Ces premiers mois ont été intenses, il a beaucoup travaillé : « Ces vacances sont les bienvenues même si j’aime bien bosser. A part l’Allemand, toutes les matières m’intéressent. Je vais essayer de bien m’y mettre ces jours-ci pour pouvoir en profiter la deuxième semaine de vacances. » Il n’a pas toujours eu cette discipline, cette volonté de toucher l’excellence, qui lui fait « péter un câble » s’il a moins de 15. « En seconde, j’ai eu un gros passage à vide, je ne faisais plus rien, je dormais plus... Grâce à mes amis, je me suis recontruit et depuis j’ai appris à travailler. »
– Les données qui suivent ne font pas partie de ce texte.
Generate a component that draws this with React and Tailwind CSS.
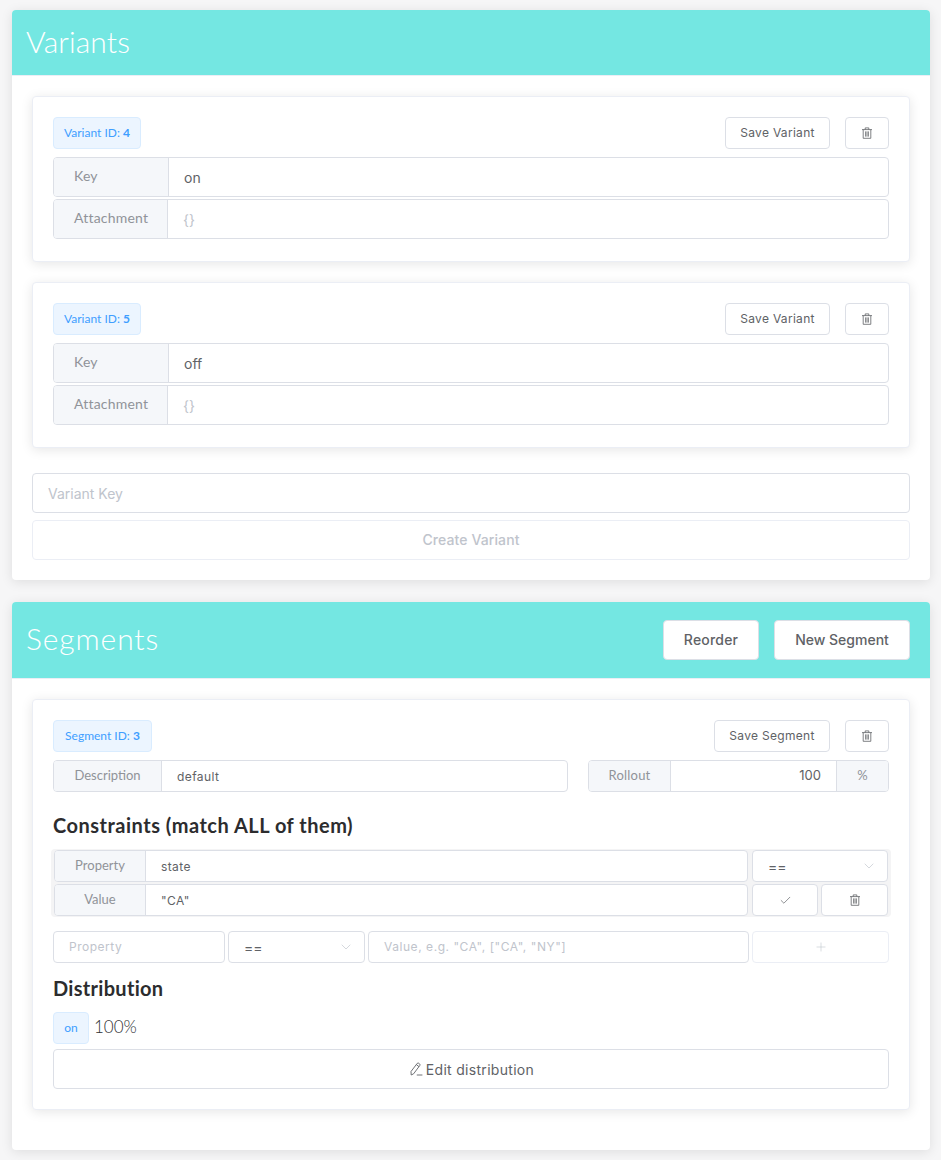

Il écrit des poèmes aussi et des chansons : « Celle-ci, c’est pour une fille qui m’a fait mariner pendant un an sans jamais sortir avec moi. » Il la joue puis s’interroge. Sur tout: le sens de la vie, son futur métier (médecin?)... Le racisme et le profit à outrance le révoltent, la pollution l’inquiète: « Je me dis que pour mes enfants, ça va être dur... » Oui, il aimerait en avoir, il l’a toujours dit. La famille compte d’ailleurs beaucoup: « Après l’internat, c’est sympa de retrouver mes trois petits frètes, mes parents...» Diplômée en lettres, sa maman est femme au foyer, son père travaille en sous-traitance pour Gefco : «Si j’y arrive, je serai le premier de la famille à suivre

de longues études. Il ne me reste plus qu’à trouver

quoi faire ! »  

Vous demandez l’un(e), vous aurez les deux. Indissociables. Deux ans et dix bornes les séparent (elle habite Rœulx, lui Wavrechain-sous-Denain) mais c’est dans la même classe qu’ils se sont rencontrés. Cette première S où Emeline et Kevin ont affronté, en couple, l’épreuve de français du bac. Très bons résultats pour elle, moyens pour lui et la même motivation aujourd’hui: ne laisser aucune place à l’échec et arracher avec les honneurs cette terminale qui leur ouvrira – toujours aux deux – les portes de la médecine.

 

« Je ne connais pas mon numéro mais je connais très bien le sien. » Kevin, plus discret que sa muse – mais pas moins déterminé – est plus souvent chez Emeline que chez lui.« Contrairement à d’autres, on bosse plus à deux que quand on est seuls, ça nous entraîne. » Ça tombe bien: «Cette année est intense, surtout quand on veut des bonnes notes partout.» Emeline confirme : « En semaine, c’est rare que je regarde la télé le soir. » Peu importe, la jeune fille a l’habitude de ne pas démériter. D’ailleurs, elle ne semble (vraiment) pas se satisfaire de ce « moyen » 13,5 obtenu en Physique-Chimie. « C’est dans sa mentalité. Ces résultats, ce ne sont pas des facilités mais beaucoup de boulot », glisse une mère qui assure que son aînée a suffisamment de maturité pour absorber deux sauts de classes: « La grande section, c’est moi qui ai demandé. Mais le passage du CE2 au CM2, je ne m’y attendais pas… » Depuis, s’il n’y a « pas de difficulté », il y a ces décalages: un stage de troisième qu’elle n’a pu faire qu’à l’école alors qu’elle se voyait bien dans un labo ; un permis qu’elle devra encore attendre trois ans –

« heureusement, j’ai pu passer le code à 15 ans » ; l’impossibilité de prendre un appart’ si elle part étudier à Lille – « à moins que je l’émancipe », dixit maman… Emeline semble glisser sur ces « détails » : « Lorsqu’ils ont fait l’appel avec les dates de naissance, mes amis ne se souvenaient pas qu’on avait deux ans d’écart »,

sourit-elle. L’essentiel, finalement.

 

Les vacances ne dérogent pas à la règle, celle du boulot comme celle du duo. Emeline: « On va essayer de s’avancer cette semaine pour pouvoir sortir la prochaine, mes parents seront en congés. » En attendant, course à pied – à deux, bien sûr – parce que « la première des trois épreuves de sport est à la rentrée » et bachotage des cours d’histoire avec un bac blanc en vue. Mais aussi des visites à Angélique, cette meilleure pote depuis la maternelle. Ah oui, il y a le piano, également. Là encore, Emeline bosse des niveaux plus élevés que ce qu’elle devrait. Kevin sourit, en douce: « Même au piano… »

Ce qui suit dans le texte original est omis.